Cities clearly see value in such an approach, an approach which could also be linked to IoT platforms, and we see established ICT players and emerging start-ups offering “managed data lake as a service” solutions specifically targeted at smart cities and communities. But what are some of the hurdles to be overcome for this approach to go mainstream?

  • A city-centric approach is not enough: The data lake should be built in a way that takes advantage of data from a larger set of stakeholders interacting with local governments or offering services to citizens, such as energy, utility, port, airport, mobility, environment, finance and media. A variety of issues remain to be solved when it comes to the governance and sustainability of data lakes, especially in relation to public-private infrastructure partnerships.
  • Different data sources lead to differences in policies guiding data privacy, security and governance. Security and privacy in cross-domain use cases remains a complex issue, especially when dealing with personally identifiable data. Despite the existence of certain best practices leveraging the principles of trust management, trust propagation and delegation, the whole area of security and privacy in cross-domain setups remains a challenge that needs further investigation and guidelines, including with respect to certification.
  • Private-sector and public-sector data owners might not be interested in contributing to data lakes until there is convergence around monetization models or business incentives. Here we see the relevance of discussions around blockchains and their role in managing transactions. A data lake may be used to store metadata needed for the discovery of data sellers and data buyers, as opposed to storing the actual data. This highlights the importance of ecosystem transaction management – the brokering of terms and conditions – regardless of whether or not monetization is involved.

IoT platforms must be capable of exchanging data, a challenge easily solved when IoT platforms implement common standards such as those developed by oneM2M. In other cases, data lakes could provide a technical solution for data-exchange requirements, in line with the OASC (Open & Agile Smart Cities) concept of Minimal Interoperability Mechanisms (MIMs).

2. Unlocking the potential of open data

Open data portals should consider uniform, standards-based APIs if they are to attract larger developer communities.

Dataportals.org is a website that tracks open data portals put in place by smart cities and communities.

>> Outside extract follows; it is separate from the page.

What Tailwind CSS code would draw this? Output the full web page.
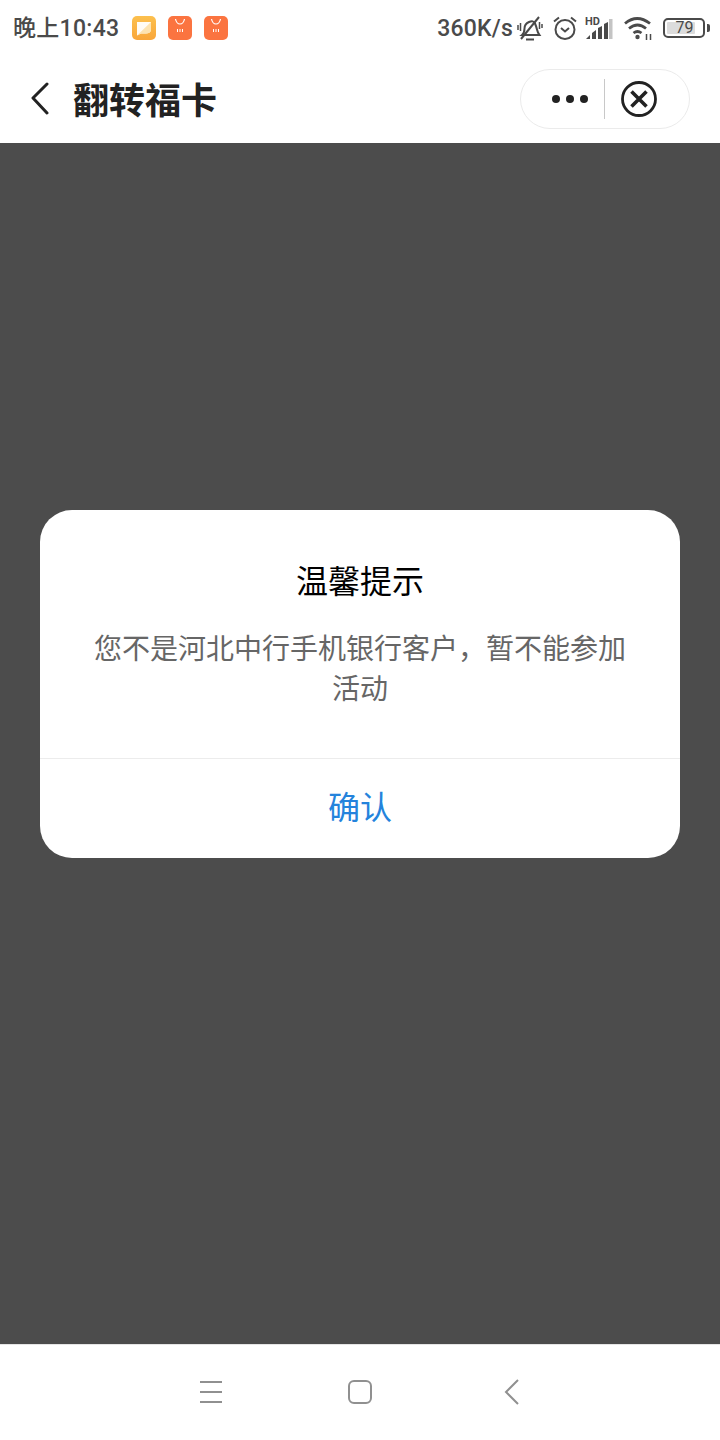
<!DOCTYPE html>
<html lang="zh-CN">
<head>
  <meta charset="UTF-8">
  <title>翻转福卡</title>
  <meta name="viewport" content="width=device-width, initial-scale=1.0">
  <script src="https://cdn.jsdelivr.net/npm/@tailwindcss/browser@4"></script>
</head>
<body class="bg-white font-['Noto_Sans','Noto_Sans_CJK_SC',sans-serif]">
  <div class="w-[720px] h-[1440px] flex flex-col overflow-hidden">

    <!-- status bar -->
    <div class="h-[56px] shrink-0 flex items-center justify-between pl-[13px] pr-[10px] text-[#4a4a4a] font-['Roboto','Noto_Sans_CJK_SC',sans-serif]">
      <div class="flex items-center">
        <span class="text-[23px] font-medium leading-none tracking-[0.3px] w-[119px]">晚上10:43</span>
        <div class="flex gap-[12px]">
          <svg class="w-[24px] h-[24px]" viewBox="0 0 24 24">
            <defs>
              <linearGradient id="msg" x1="0" y1="0" x2="0" y2="1"><stop offset="0" stop-color="#fcc04e"/><stop offset="1" stop-color="#f9a63a"/></linearGradient>
            </defs>
            <rect width="24" height="24" rx="5" fill="url(#msg)"/>
            <path d="M5 6h14v8.500q-1 3-5 3H9l-4 2z" fill="#fff" opacity="0.95"/>
            <path d="M5 19.500L19 6v8.500q-1 3-5 3H9z" fill="#fde3b0"/>
          </svg>
          <svg class="w-[24px] h-[24px]" viewBox="0 0 24 24">
            <rect width="24" height="24" rx="5" fill="#fb7440"/>
            <path d="M7.500 3q1 5 4.500 5t4.500-5" fill="none" stroke="#fff" stroke-width="1.200"/>
            <path d="M9.500 13v3M12 13v3M14.500 13v3" stroke="#fff" stroke-width="1"/>
          </svg>
          <svg class="w-[24px] h-[24px]" viewBox="0 0 24 24">
            <rect width="24" height="24" rx="5" fill="#fb7440"/>
            <path d="M7.500 3q1 5 4.500 5t4.500-5" fill="none" stroke="#fff" stroke-width="1.200"/>
            <path d="M9.500 13v3M12 13v3M14.500 13v3" stroke="#fff" stroke-width="1"/>
          </svg>
        </div>
      </div>
      <div class="flex items-center">
        <span class="text-[23px] font-medium leading-none tracking-[0.2px] mr-[4px]">360K/s</span>
        <!-- muted bell -->
        <svg class="w-[26px] h-[26px] mr-[9px]" viewBox="0 0 26 26" fill="none" stroke="#4a4a4a" stroke-width="2">
          <path d="M5 20q2.500-2 2.500-6.500t4.500-6.500 6 1.500 2 6 2.500 5.500z"/>
          <path d="M9 24.500h8"/>
          <path d="M4 24 22 2"/>
          <path d="M1 10v5M3.500 8v8M22.500 7v7M25 9v4" stroke-width="1.500"/>
        </svg>
        <!-- alarm -->
        <svg class="w-[26px] h-[26px] mr-[7px]" viewBox="0 0 26 26" fill="none" stroke="#4a4a4a" stroke-width="2">
          <circle cx="13" cy="14.500" r="9.500"/>
          <path d="M9 13l4 3.500 4-3.500"/>
          <path d="M2 6.500l5-4M24 6.500l-5-4"/>
        </svg>
        <!-- signal -->
        <div class="relative w-[30px] h-[26px] mr-[9px]">
          <span class="absolute left-0 top-[1px] text-[11px] font-bold leading-none">HD</span>
          <svg class="absolute inset-0 w-[30px] h-[26px]" viewBox="0 0 30 26">
            <path d="M1 24 5 20v4zM7 24v-6l4-3v9zM13 24V13l4-2v13zM19 24V9l4-2v17z" fill="#4a4a4a"/>
            <rect x="24" y="4" width="3.500" height="20" fill="#c4c4c4"/>
          </svg>
        </div>
        <!-- wifi -->
        <svg class="w-[30px] h-[26px] mr-[9px]" viewBox="0 0 30 26" fill="none" stroke="#4a4a4a" stroke-width="2.800">
          <path d="M1 8.500q12-10 25 0"/>
          <path d="M5 13.500q8.500-7 17 0"/>
          <path d="M9.500 18q4-3 8 0"/>
          <circle cx="13.500" cy="22" r="2.200" fill="#4a4a4a" stroke="none"/>
          <path d="M22.500 19v6M26.500 19v6" stroke-width="1.500"/>
        </svg>
        <!-- battery -->
        <div class="flex items-center">
          <div class="w-[42px] h-[20px] rounded-[5px] border-2 border-[#4a4a4a] p-[2px] flex">
            <div class="w-[28px] bg-[#dcdcdc] rounded-[1px] flex items-center justify-center text-[16px] font-normal leading-none pl-[7px]">79</div>
          </div>
          <div class="w-[3px] h-[8px] bg-[#4a4a4a] ml-[2px] rounded-r-[2px]"></div>
        </div>
      </div>
    </div>

    <!-- nav bar -->
    <div class="h-[87px] shrink-0 flex items-start justify-between pl-[30px] pr-[30px] pt-[13px]">
      <div class="flex items-center h-[60px]">
        <svg class="w-[20px] h-[34px]" viewBox="0 0 20 34" fill="none" stroke="#222" stroke-width="3" stroke-linecap="round" stroke-linejoin="round">
          <path d="M17 2 3 16l14 15"/>
        </svg>
        <h1 class="ml-[23px] pt-[3px] text-[36px] font-bold text-[#222] leading-none">翻转福卡</h1>
      </div>
      <div class="w-[170px] h-[60px] rounded-full border border-[#ebebeb] flex items-center">
        <div class="w-[83px] flex items-center justify-end gap-[6px] pr-[16px]">
          <span class="w-[8px] h-[8px] rounded-full bg-[#222]"></span>
          <span class="w-[8px] h-[8px] rounded-full bg-[#222]"></span>
          <span class="w-[8px] h-[8px] rounded-full bg-[#222]"></span>
        </div>
        <div class="w-px h-[40px] bg-[#c8c8c8]"></div>
        <svg class="ml-[16px] w-[36px] h-[36px]" viewBox="0 0 36 36" fill="none" stroke="#222">
          <circle cx="18" cy="18" r="16.500" stroke-width="2.800"/>
          <path d="M10.500 10.500l15 15M25.500 10.500l-15 15" stroke-width="3.600"/>
        </svg>
      </div>
    </div>

    <!-- page overlay + dialog -->
    <div class="flex-1 bg-[#4c4c4c] px-[40px] pt-[367px]">
      <div class="bg-white rounded-[32px] h-[348px] flex flex-col">
        <div class="h-[248px] pt-[50px] px-[48px] text-center">
          <h2 class="text-[32px] leading-[42px] text-black">温馨提示</h2>
          <p class="mt-[26px] text-[28px] leading-[40px] text-[#666]">您不是河北中行手机银行客户，暂不能参加活动</p>
        </div>
        <div class="flex-1 border-t border-[#ececec] flex items-center justify-center text-[32px] text-[#2483dc] pb-[4px]">确认</div>
      </div>
    </div>

    <!-- android nav -->
    <div class="h-[96px] shrink-0 border-t border-[#e5e5e5] flex items-start">
      <svg class="mt-[35px] ml-[200px] w-[22px] h-[24px]" viewBox="0 0 22 24" stroke="#909090" stroke-width="2">
        <path d="M0 2h22M0 12h22M0 22h22"/>
      </svg>
      <svg class="mt-[35px] ml-[126px] w-[24px] h-[24px]" viewBox="0 0 24 24" fill="none" stroke="#909090" stroke-width="2">
        <rect x="1" y="1" width="22" height="22" rx="5"/>
      </svg>
      <svg class="mt-[34px] ml-[132px] w-[16px] h-[26px]" viewBox="0 0 16 26" fill="none" stroke="#909090" stroke-width="2">
        <path d="M14 1 2 13l12 12"/>
      </svg>
    </div>
  </div>
</body>
</html>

It lists 551 portals, and most are using different APIs. This makes application portability between different cities a big challenge.

At the technical level, we do not yet have an agreed standard to expose, and eventually open, city data to application developers. This forms a key barrier to progress for a great number of start-ups and researchers working in data analytics and Artificial Intelligence (AI) who are starving for high-quality data that they can process, enrich, analyze and train their algorithms with.

A significant amount of the data we collect never gets leveraged. And this relates directly to challenges surrounding data models and API standards for utilizing the data.

We are however seeing the emergence of standards-based options with potential to lay the foundation for much-needed convergence in this area, a notable example being the API developed by ETSI ISG Context Information Management. OASC, a city-led effort, mirrors this work in its ‘Context Information Management MIM’ which is currently under adoption by the OASC Council of Cities.

Opening-up both public and private-sector information, on common technical ground and within a governance framework accepted by all stakeholders, would be a key step towards delivering on the promises of an IoT and AI-enabled future.

Smart cities and communities are driving this convergence.

3. 5G-ready cities

The topic of 5G-ready cities deserves a blog of its own, but we thought we would offer a taste of what such a blog could address.

The IMT-2020/5G vision is one of a true multiservice network able to address the connectivity needs of virtually any application one could think of in the consumer, enterprise and industrial IoT space. And this is really what IoT-enabled smart cities and communities are all about.

5G has been specified from the ground-up to support enhanced mobile broadband, massive-scale IoT, and ultra-reliable and low latency communications. 5G networks are also expected to provide unprecedented levels of flexibility, enabling the cost-effective delivery of new services thanks to virtualization, network slicing and edge-computing capabilities.

Smart cities and communities have the potential to play an instrumental role in expediting 5G deployment and time to market. City infrastructure – multiservice lampposts, for instance – could offer valuable support to the deployment of 5G equipment, especially where high densities of 5G equipment are required. As cities rethink, maintain or revamp their infrastructure, it is very important that they keep 5G in mind.

A 5G-ready city – a city ready for 5G as well as IoT –  is one that is already thinking about 5G requirements and the business models needed to support 5G deployment. As these investigations intensify, we will see cities paying increasing attention to infrastructure partnerships, especially as they relate to cities and network operators’ respective roles, benefits and revenue streams.